Подняв глаза, она увидела, что он серьезно и пристально смотрит на нее.

— Мне кажется, мадам, что в глубине души вы не думаете о людях так плохо.

Она чуть не подскочила. Словно голос леди Монктон раздался из могилы:

«Кого это вы хотите обмануть? Своего ангела-хранителя?»

— Нет, — сказала она наконец. — Пожалуй, не думаю… не совсем так… больше не думаю. Но раньше я думала именно так, — прибавила она. — Поэтому, наверно, я и не любила ваших философов и их утопий. Придется как-нибудь снова вернуться к ним.

В следующие три с половиной года Беатриса и Уолтер почти не виделись.

Писал он часто, но в письмах был сдержан и почти не упоминал о Фанни, разве что в ответ на прямой вопрос, да и тогда порой отвечал коротко «все без перемен», или: «ничего нового». Пробовали одно лечение за другим, но все безуспешно, и чтобы оплатить связанные с этим непомерные расходы, Уолтер старался пополнить свои скромные средства, берясь за любую, самую неблагодарную работу.

Во всем, что касалось сестры, он был далеко не так скуп на слова, и его заботливые письма поддерживали и утешали Беатрису, которая очень в этом нуждалась. Ушибы, полученные ею при попытке спасти Бобби, все еще мучили ее, и она часто не могла подняться с постели. Миссис Джонс, по-прежнему ей преданная, стала совсем стара и слаба и теперь была уже не столько помощницей, сколько обузой; и хотя и денег и слуг вполне хватало, вести дом было нелегко. Когда Генри время от времени начинал пить запоем, это было тяжким испытанием не только для Беатрисы и детей, но и для него самого; к счастью, пока это случалось с ним сравнительно редко. Всякий раз этому предшествовали приступы уныния и раздражительности, которые были для всех тягостны, а затем следовала не менее мучительная полоса покаяния и самоуничижения. В промежутках, с помощью тактичных подсказок и напоминаний, он еще справлялся с обязанностями мирового судьи и с повседневными хозяйственными заботами, но все чаще и чаще он выпивал по вечерам и наутро ничего не помнил, и все большая ответственность ложилась на плечи Беатрисы.

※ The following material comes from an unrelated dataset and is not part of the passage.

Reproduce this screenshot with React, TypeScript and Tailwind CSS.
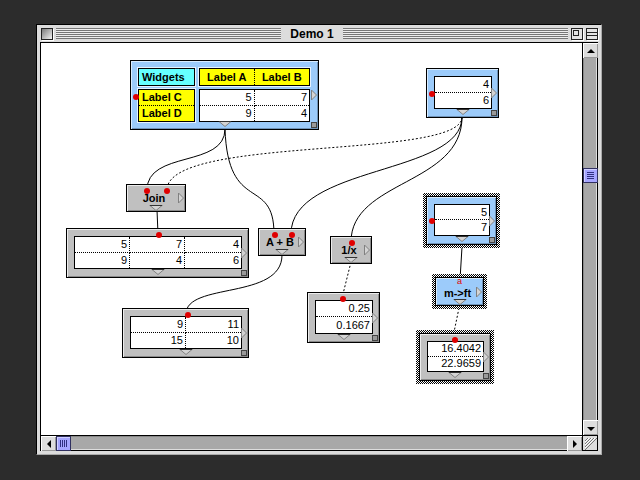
import React from "react";
import clsx from "clsx";

const sans = "font-['Liberation_Sans',Arial,sans-serif]";

function Dot({ pos }: { pos: string }) {
  return <span className={clsx("absolute w-[6px] h-[6px] rounded-full bg-[#e00000]", pos)} />;
}

function RightTab() {
  return (
    <svg width="6" height="11" viewBox="0 0 6 11" className="absolute right-[1px] top-1/2 -translate-y-1/2">
      <path d="M0.5 0.5 L5.5 5.5 L0.5 10.5 Z" fill="#d4d4d4" stroke="#808080" />
    </svg>
  );
}

function DownTab({ pos = "bottom-[2px]" }: { pos?: string }) {
  return (
    <svg width="13" height="6" viewBox="0 0 13 6" className={clsx("absolute left-1/2 -translate-x-1/2", pos)}>
      <path d="M0.5 0.5 L12.5 0.5 L6.5 5.5 Z" fill="#d4d4d4" stroke="#808080" />
      <path d="M0 0.5 H13" stroke="#333" />
    </svg>
  );
}

function Grow() {
  return <span className="absolute right-[1px] bottom-[1px] w-[6px] h-[6px] border border-[#444] bg-[#9a9a9a]" />;
}

function Frame({
  pos,
  tone,
  selected,
  children,
}: {
  pos: string;
  tone: "blue" | "gray";
  selected?: boolean;
  children: React.ReactNode;
}) {
  const body = (
    <div
      className={clsx(
        "relative w-full h-full border border-black flex flex-col",
        tone === "blue"
          ? "bg-[#9ccbfa] shadow-[inset_1px_1px_0_#d8ecff,inset_-1px_-1px_0_#6f93b8]"
          : "bg-[#c0c0c0] shadow-[inset_1px_1px_0_#ececec,inset_-1px_-1px_0_#8a8a8a]"
      )}
    >
      {children}
    </div>
  );
  if (selected) {
    return (
      <div
        className={clsx(
          "absolute p-[3px] bg-[repeating-conic-gradient(#000_0_25%,#fff_0_50%)] bg-[length:2px_2px] bg-size-[2px_2px]",
          pos
        )}
      >
        {body}
      </div>
    );
  }
  return <div className={clsx("absolute", pos)}>{body}</div>;
}

function Cells({ rows, cols }: { rows: string[][]; cols: string }) {
  return (
    <div className={clsx("grid auto-rows-fr flex-1 bg-white border border-black", cols)}>
      {rows.map((r, i) =>
        r.map((v, j) => (
          <div
            key={`${i}-${j}`}
            className={clsx(
              "flex items-center justify-end pr-[2px] text-[11px] leading-none text-black",
              j < r.length - 1 && "border-r border-dotted border-black",
              i < rows.length - 1 && "border-b border-dotted border-black"
            )}
          >
            {v}
          </div>
        ))
      )}
    </div>
  );
}

function DataNode({
  pos,
  tone,
  selected,
  rows,
  cols,
  dot,
}: {
  pos: string;
  tone: "blue" | "gray";
  selected?: boolean;
  rows: string[][];
  cols: string;
  dot: string;
}) {
  return (
    <Frame pos={pos} tone={tone} selected={selected}>
      <div className="flex-1 flex pt-[7px] pl-[7px] pr-[6px] pb-[8px]">
        <Cells rows={rows} cols={cols} />
      </div>
      <Dot pos={dot} />
      <RightTab />
      <DownTab />
      <Grow />
    </Frame>
  );
}

function OpNode({
  pos,
  tone,
  selected,
  label,
  dots,
  mark,
}: {
  pos: string;
  tone: "blue" | "gray";
  selected?: boolean;
  label: string;
  dots: string[];
  mark?: boolean;
}) {
  return (
    <Frame pos={pos} tone={tone} selected={selected}>
      <DownTab pos="bottom-[0px]" />
      <div
        className={clsx(
          "relative pr-[4px] text-center text-[11px] font-bold leading-[11px] whitespace-nowrap",
          mark ? "pt-[10px]" : "pt-[8px]"
        )}
      >
        {label}
      </div>
      {dots.map((d) => (
        <Dot key={d} pos={d} />
      ))}
      {mark && (
        <span className="absolute left-1/2 -translate-x-1/2 top-[-1px] text-[9px] leading-[9px] text-[#e00000]">a</span>
      )}
      <RightTab />
    </Frame>
  );
}

function YellowBox({ className, children }: { className?: string; children: React.ReactNode }) {
  return (
    <div className={clsx("border border-black shadow-[0_0_0_1px_#e6f2ff] text-[11px] font-bold leading-none", className)}>
      {children}
    </div>
  );
}

function WidgetsNode() {
  return (
    <Frame pos="left-[89px] top-[17px] w-[189px] h-[70px]" tone="blue">
      <div className="grid grid-cols-[57px_111px] grid-rows-[18px_33px] gap-x-[4px] gap-y-[3px] pt-[7px] pl-[7px]">
        <YellowBox className="bg-[#66ffff] flex items-center pl-[3px]">Widgets</YellowBox>
        <YellowBox className="bg-[#ffff00] grid grid-cols-2">
          <div className="flex items-center justify-center border-r border-dotted border-black">Label A</div>
          <div className="flex items-center justify-center">Label B</div>
        </YellowBox>
        <YellowBox className="bg-[#ffff00] grid grid-rows-2">
          <div className="flex items-center pl-[3px] border-b border-dotted border-black">Label C</div>
          <div className="flex items-center pl-[3px]">Label D</div>
        </YellowBox>
        <div className="flex">
          <Cells rows={[["5", "7"], ["9", "4"]]} cols="grid-cols-2" />
        </div>
      </div>
      <Dot pos="left-[2px] top-[33px]" />
      <RightTab />
      <DownTab />
      <Grow />
    </Frame>
  );
}

function Wires() {
  return (
    <svg className="absolute inset-0" width="542" height="392" viewBox="41 43 542 392" fill="none">
      <g stroke="#000" strokeWidth="1">
        <path d="M225 129 C225 168 147 150 147 190" />
        <path d="M225 129 C228 215 274 175 274 234" />
        <path d="M157 210 L158 234" />
        <path d="M282 255 C282 300 186 282 186 314" />
        <path d="M462 247 L460 280" />
        <path d="M462 117 C462 175 291 165 291 234" />
        <path d="M462 117 C462 185 351 180 351 242" />
      </g>
      <g stroke="#000" strokeWidth="1" strokeDasharray="2 2">
        <path d="M462 117 C462 160 167 135 167 190" />
        <path d="M351 262 L342 298" />
        <path d="M459 308 L453 337" />
      </g>
    </svg>
  );
}

function Arrow({ dir }: { dir: "up" | "down" | "left" | "right" }) {
  const d = {
    up: "M3 9 L11 9 L7 5 Z",
    down: "M3 6 L11 6 L7 10 Z",
    left: "M9 3 L9 11 L5 7 Z",
    right: "M5 3 L5 11 L9 7 Z",
  }[dir];
  return (
    <div className="w-[15px] h-[15px] bg-[#dddddd] shadow-[inset_1px_1px_0_#fff,inset_-1px_-1px_0_#999] flex items-center justify-center shrink-0">
      <svg width="14" height="14" viewBox="0 0 14 14">
        <path d={d} fill="#000" />
      </svg>
    </div>
  );
}

function Thumb({ vertical }: { vertical?: boolean }) {
  return (
    <div className="w-[15px] h-[15px] bg-[#a6a6ff] border border-[#303060] shadow-[inset_1px_1px_0_#d0d0ff] flex items-center justify-center shrink-0">
      <svg width="9" height="9" viewBox="0 0 9 9">
        {vertical
          ? [1, 3, 5, 7].map((y) => <path key={y} d={`M1 ${y + 0.5} H8`} stroke="#303080" />)
          : [1, 3, 5, 7].map((x) => <path key={x} d={`M${x + 0.5} 1 V8`} stroke="#303080" />)}
      </svg>
    </div>
  );
}

export default function App() {
  return (
    <div className={clsx("w-[640px] h-[480px] bg-[#2c2c2c] pt-[24px] pl-[36px] overflow-hidden", sans)}>
      <div className="w-[566px] h-[431px] bg-[#dcdcdc] border-t border-l border-black border-r border-b border-r-[#aaaaaa] border-b-[#aaaaaa] flex flex-col">
        {/* title bar */}
        <div className="h-[17px] flex items-center pl-[4px] pr-[3px] gap-[3px]">
          <div className="w-[12px] h-[12px] border border-[#222] bg-[linear-gradient(135deg,#7a7a7a,#f4f4f4)] shadow-[1px_1px_0_#fff]" />
          <div className="flex-1 h-[11px] bg-[repeating-linear-gradient(#777_0_1px,#eeeeee_1px_2px)]" />
          <div className="px-[6px] text-[12px] font-bold leading-none text-black">Demo 1</div>
          <div className="flex-1 h-[11px] bg-[repeating-linear-gradient(#777_0_1px,#eeeeee_1px_2px)]" />
          <div className="w-[12px] h-[12px] border border-[#222] bg-[#e4e4e4] shadow-[1px_1px_0_#fff] relative">
            <div className="absolute left-[1px] top-[1px] w-[6px] h-[6px] border border-[#222]" />
          </div>
          <div className="w-[12px] h-[12px] border border-[#222] bg-[#e4e4e4] shadow-[1px_1px_0_#fff] flex flex-col justify-center gap-[2px]">
            <div className="h-[1px] bg-[#222]" />
            <div className="h-[1px] bg-[#222]" />
          </div>
        </div>
        {/* content frame */}
        <div className="flex-1 px-[3px] pb-[3px] flex">
          <div className="flex-1 border border-black grid grid-cols-[1fr_15px] grid-rows-[1fr_15px]">
            <div className="relative bg-white overflow-hidden">
              <Wires />
              <WidgetsNode />
              <DataNode
                pos="left-[385px] top-[25px] w-[73px] h-[50px]"
                tone="blue"
                rows={[["4"], ["6"]]}
                cols="grid-cols-1"
                dot="left-[2px] top-[22px]"
              />
              <OpNode pos="left-[85px] top-[141px] w-[60px] h-[28px]" tone="gray" label="Join" dots={["left-[17px] top-[3px]", "left-[37px] top-[3px]"]} />
              <DataNode
                pos="left-[25px] top-[185px] w-[183px] h-[50px]"
                tone="gray"
                rows={[["5", "7", "4"], ["9", "4", "6"]]}
                cols="grid-cols-[55px_55px_1fr]"
                dot="left-[89px] top-[3px]"
              />
              <OpNode pos="left-[217px] top-[185px] w-[48px] h-[28px]" tone="gray" label="A + B" dots={["left-[13px] top-[3px]", "left-[30px] top-[3px]"]} />
              <OpNode pos="left-[289px] top-[193px] w-[42px] h-[28px]" tone="gray" label="1/x" dots={["left-[18px] top-[3px]"]} />
              <DataNode
                pos="left-[81px] top-[265px] w-[127px] h-[50px]"
                tone="gray"
                rows={[["9", "11"], ["15", "10"]]}
                cols="grid-cols-[55px_1fr]"
                dot="left-[62px] top-[3px]"
              />
              <DataNode
                pos="left-[266px] top-[249px] w-[73px] h-[51px]"
                tone="gray"
                rows={[["0.25"], ["0.1667"]]}
                cols="grid-cols-1"
                dot="left-[32px] top-[3px]"
              />
              <DataNode
                pos="left-[382px] top-[150px] w-[77px] h-[55px]"
                tone="blue"
                selected
                rows={[["5"], ["7"]]}
                cols="grid-cols-1"
                dot="left-[2px] top-[21px]"
              />
              <OpNode pos="left-[391px] top-[231px] w-[55px] h-[35px]" tone="blue" selected label="m->ft" dots={[]} mark />
              <DataNode
                pos="left-[375px] top-[287px] w-[78px] h-[54px]"
                tone="gray"
                selected
                rows={[["16.4042"], ["22.9659"]]}
                cols="grid-cols-1"
                dot="left-[32px] top-[3px]"
              />
            </div>
            {/* vertical scrollbar */}
            <div className="border-l border-black bg-[#a8a8a8] shadow-[inset_1px_0_0_#888,inset_-1px_0_0_#ddd] flex flex-col">
              <Arrow dir="up" />
              <div className="h-[110px]" />
              <Thumb vertical />
              <div className="flex-1" />
              <Arrow dir="down" />
            </div>
            {/* horizontal scrollbar */}
            <div className="border-t border-black bg-[#a8a8a8] shadow-[inset_0_1px_0_#888,inset_0_-1px_0_#ddd] flex">
              <Arrow dir="left" />
              <Thumb />
              <div className="flex-1" />
              <Arrow dir="right" />
            </div>
            <div className="border-t border-l border-black bg-[#dddddd] flex items-center justify-center">
              <svg width="13" height="13" viewBox="0 0 13 13">
                {[4, 7, 10, 13].map((k) => (
                  <path key={k} d={`M${k} 1 L1 ${k}`} stroke="#777" />
                ))}
                {[5, 8, 11].map((k) => (
                  <path key={k} d={`M${k} 1 L1 ${k}`} stroke="#fff" />
                ))}
              </svg>
            </div>
          </div>
        </div>
      </div>
    </div>
  );
}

Всевозможные усовершенствования в хозяйстве, отношения с соседними землевладельцами, налоги, благотворительность, болезни арендаторов, расходы по имению — нелегко ей было со всем этим справляться. И хотя ей как мог помогал Жиль, а с годами и Артур и Глэдис, она зачастую выбивалась из сил.

Ее недуг постоянно напоминал о себе, но, как оказалось, нет худа без добра. Доктор потребовал, чтобы ежедневно после обеда она проводила два часа в постели, в тишине и покое. И этот вынужденный отдых помог ей вернуться к привычке каждый день читать, забытой за время долгой болезни.

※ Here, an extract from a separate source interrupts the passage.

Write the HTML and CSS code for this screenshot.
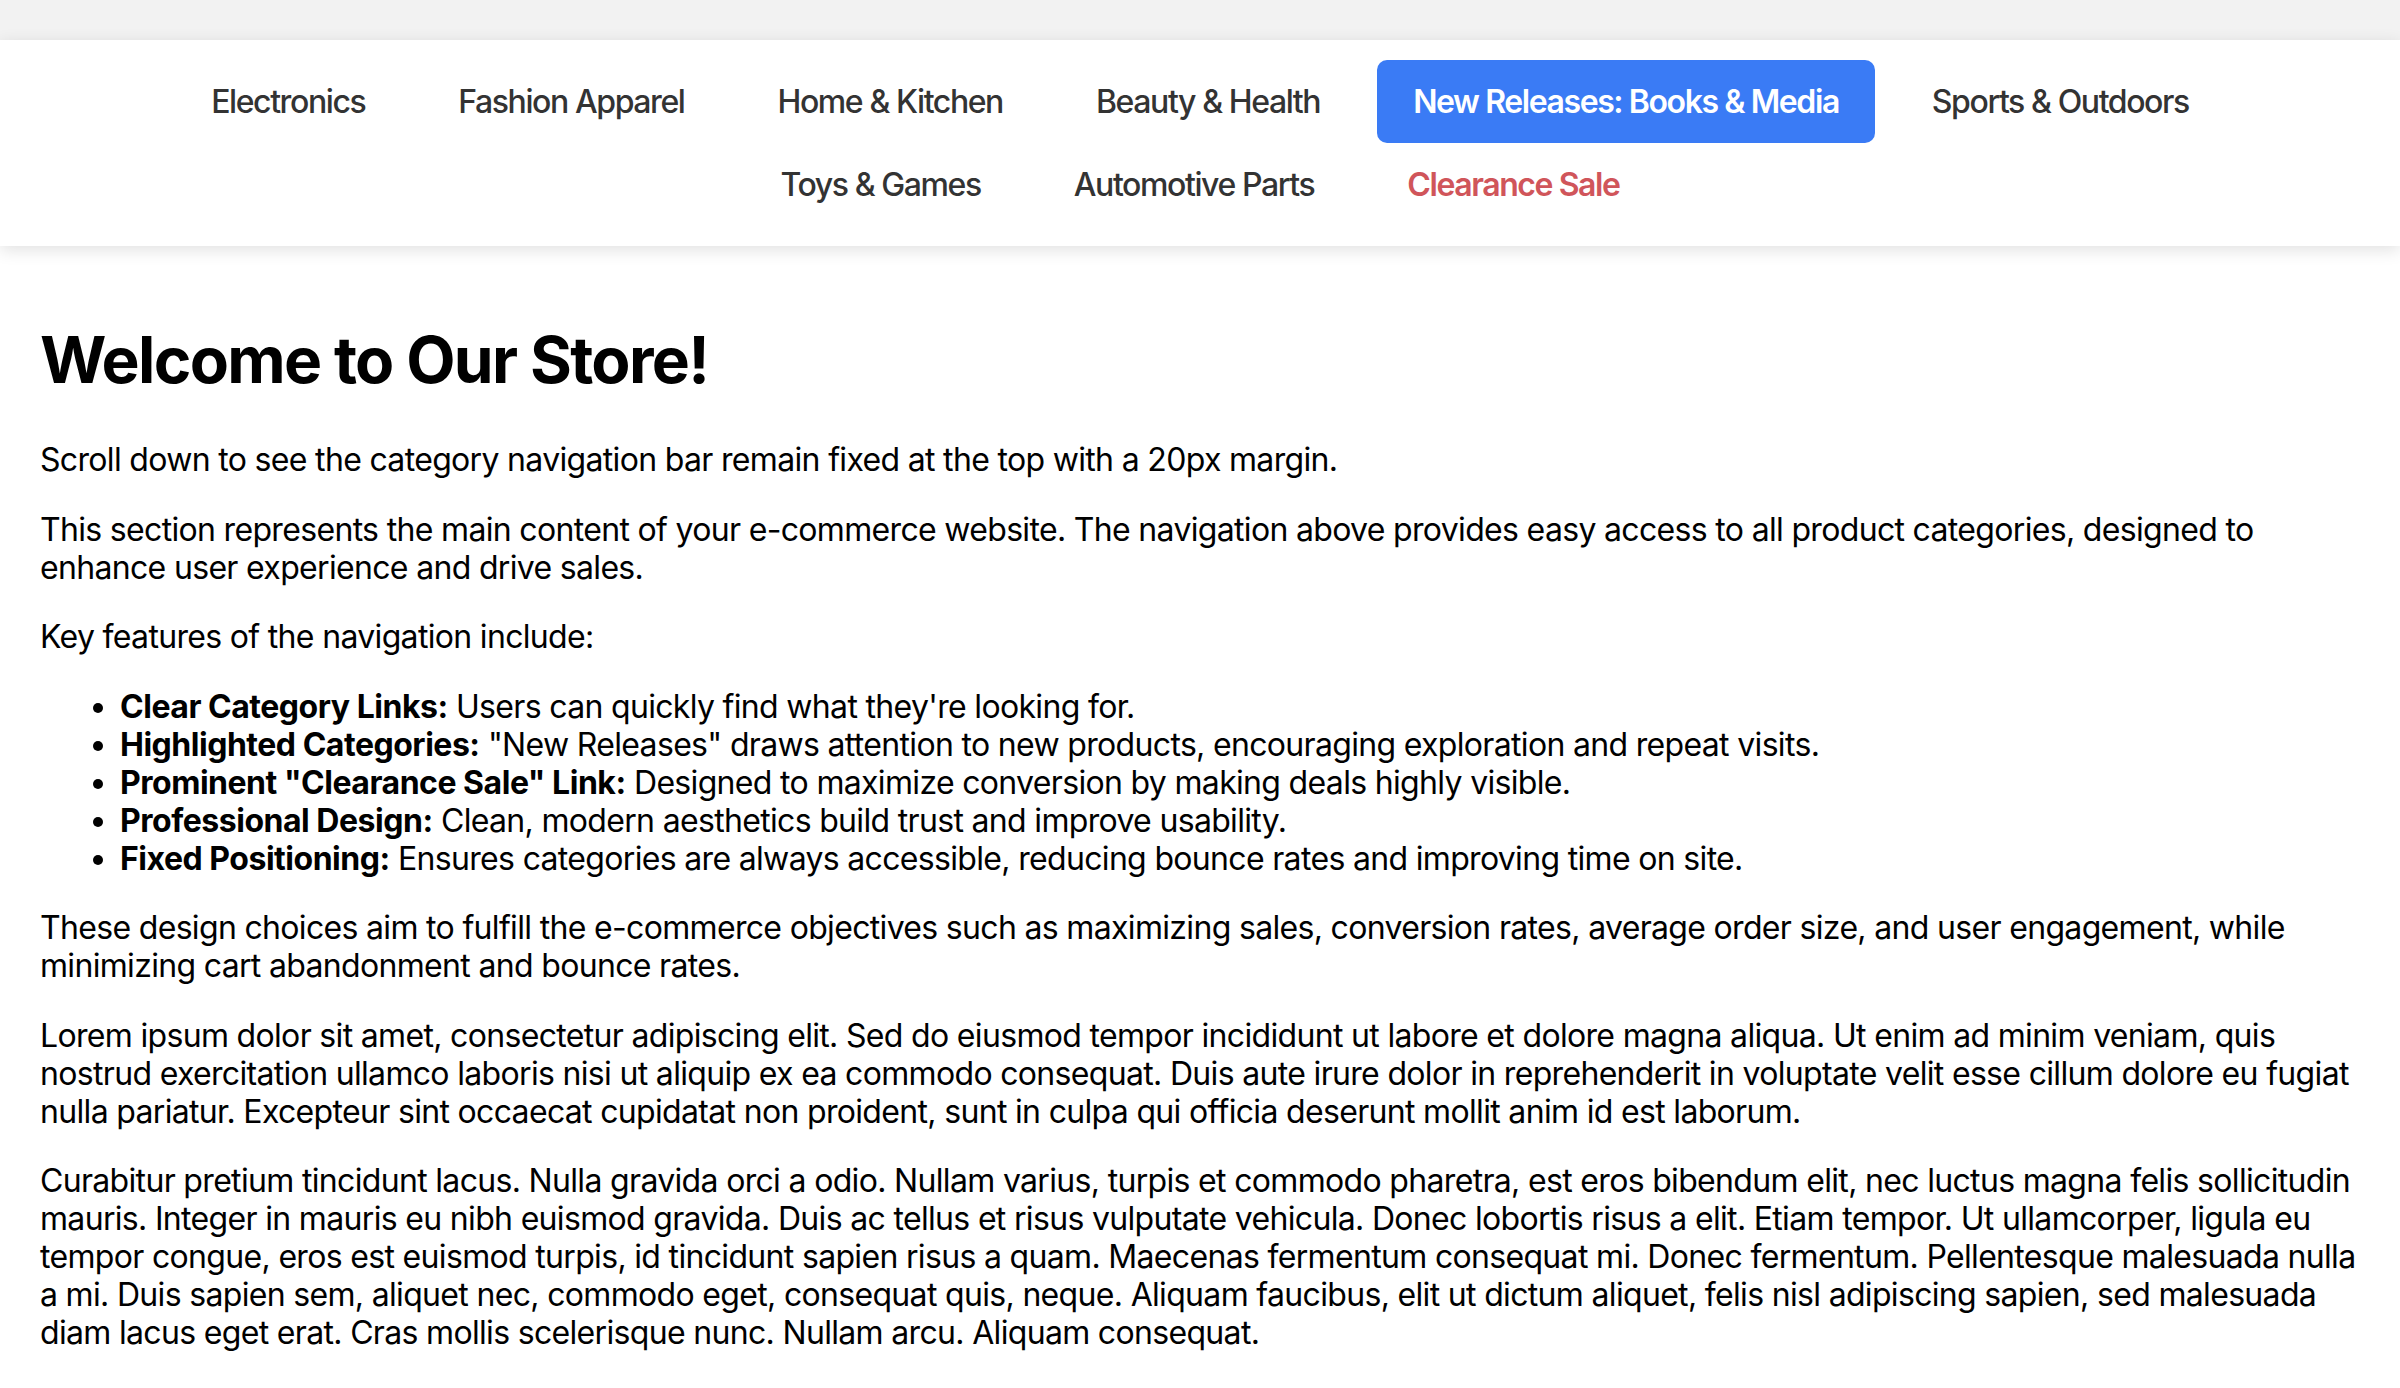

Она опять взялась за труды французских философов, но смотрела на них теперь иными глазами, и они уже не казались ей ни скучными, ни далекими от жизни.

— Мне кажется, — сказала она однажды Жилю, — прежде я не была к этому подготовлена. Я просто не понимала их.

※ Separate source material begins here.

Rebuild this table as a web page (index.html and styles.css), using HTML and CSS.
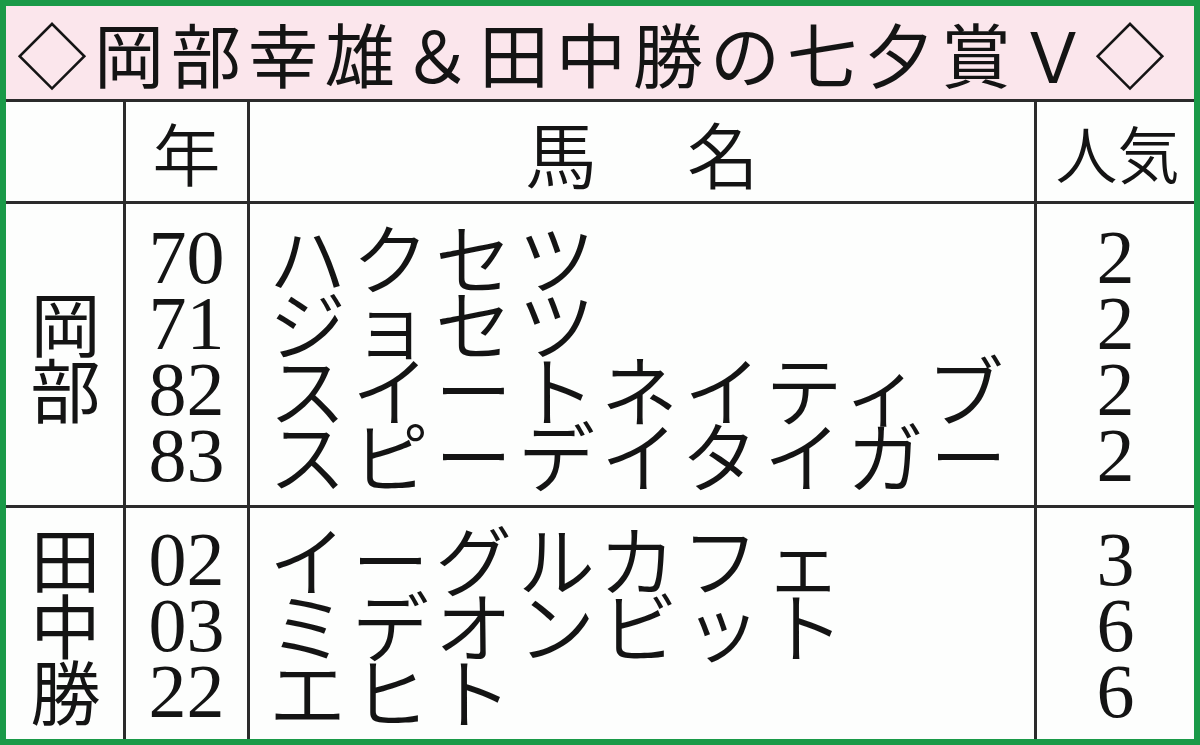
FILE: index.html
```html
<!DOCTYPE html>
<html lang="ja">
<head>
<meta charset="utf-8">
<title>岡部幸雄＆田中勝の七夕賞Ｖ</title>
<link rel="stylesheet" href="styles.css">
</head>
<body>
<div class="frame">
  <div class="title">◇岡部幸雄＆田中勝の七夕賞Ｖ◇</div>
  <div class="grid">
    <div class="cell c1 hdr"></div>
    <div class="cell c2 hdr"><span class="hd">年</span></div>
    <div class="cell c3 hdr center"><span class="hd wide">馬　名</span></div>
    <div class="cell c4 hdr"><span class="hd ninki">人気</span></div>

    <div class="cell c1 grp"><div class="vlabel"><span>岡</span><span>部</span></div></div>
    <div class="cell c2 grp"><div class="nums"><span>70</span><span>71</span><span>82</span><span>83</span></div></div>
    <div class="cell c3 grp"><div class="names"><span>ハクセツ</span><span>ジョセツ</span><span>スイートネイティブ</span><span>スピーデイタイガー</span></div></div>
    <div class="cell c4 grp"><div class="nums"><span>2</span><span>2</span><span>2</span><span>2</span></div></div>

    <div class="cell c1 last"><div class="vlabel"><span>田</span><span>中</span><span>勝</span></div></div>
    <div class="cell c2 last"><div class="nums"><span>02</span><span>03</span><span>22</span></div></div>
    <div class="cell c3 last"><div class="names"><span>イーグルカフェ</span><span>ミデオンビット</span><span>エヒト</span></div></div>
    <div class="cell c4 last"><div class="nums"><span>3</span><span>6</span><span>6</span></div></div>
  </div>
</div>
</body>
</html>
```

FILE: styles.css
```css
html, body {
  margin: 0;
  padding: 0;
  background: #ffffff;
}

.frame {
  width: 1200px;
  height: 745px;
  box-sizing: border-box;
  border: 6px solid #1a9a48;
  display: flex;
  flex-direction: column;
  background: #fdfefd;
  color: #141414;
  font-family: "Noto Sans CJK JP", "Noto Sans", sans-serif;
  font-weight: 350;
  overflow: hidden;
}

.title {
  height: 96px;
  box-sizing: border-box;
  flex: none;
  background: #fbe6ec;
  border-bottom: 3px solid #2b2b2b;
  display: flex;
  align-items: center;
  padding-left: 11px;
  font-size: 70px;
  font-weight: 400;
  line-height: 1;
  letter-spacing: 7px;
  white-space: nowrap;
}

.grid {
  flex: 1;
  display: grid;
  grid-template-columns: 120px 124px 787px 1fr;
  grid-template-rows: 102px 304px 1fr;
}

.cell {
  box-sizing: border-box;
  display: flex;
  align-items: center;
  justify-content: center;
  border-right: 3px solid #2b2b2b;
}

.c4 {
  border-right: none;
}

.hdr,
.grp {
  border-bottom: 3px solid #2b2b2b;
}

.hd {
  font-size: 68px;
  line-height: 1;
}

.wide {
  font-size: 72px;
  letter-spacing: 9px;
  margin-right: -9px;
}

.ninki {
  font-size: 62px;
  margin-left: 4px;
}

.c3 {
  justify-content: flex-start;
  padding-left: 19px;
}

.c3.center {
  justify-content: center;
  padding-left: 0;
}

.vlabel {
  display: flex;
  flex-direction: column;
  align-items: center;
  font-size: 70px;
  font-weight: 400;
  line-height: 66px;
  margin-left: 2px;
}

.nums {
  display: flex;
  flex-direction: column;
  align-items: center;
  font-family: "Liberation Serif", "DejaVu Serif", serif;
  font-weight: 400;
  font-size: 76px;
  line-height: 66px;
  margin-top: 2px;
}

.names {
  display: flex;
  flex-direction: column;
  font-size: 77px;
  line-height: 66px;
  letter-spacing: 6px;
  white-space: nowrap;
}
```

— Может быть, вы были слишком молоды.

Она покачала головой.

— Вы сейчас моложе, однако вы понимаете.

— Я? Но мне очень повезло. «Энциклопедия» была мни второй матерью. Я сидел на коленях у папаши Гольбаха, пока Дидро с моим отцом вели философские споры.

— Может быть, поэтому вы и стали таким прекрасным учителем?

— Учить может всякий, надо только любить детей. Вот у меня были прекрасные учителя. Всем, что во мне есть хорошего, я обязан им двоим. Им и «Энциклопедии».

— И один из них — тот священник с распятием?

Жиль кивнул.

— Отец Клеман. Это так странно. Мы обо всем думали по-разному: я отвергал все, во что он верил, — я ведь атеист; а все, что мне дорого, он предавал анафеме. Но все равно — мы были друзьями с самого начала. Зная его, невозможно плохо думать о людях.

— А другой? Он просиял.

— Другой… Жан де Карита. Он не учитель по профессии, и у него блестящее положение в севте, — это маркиз Кондорсе. Он математик.

— Как и вы.

— Eh, pas du tout. [16]

Он, сам того не заметив, перешел на родной язык и заговорил быстрее и свободнее.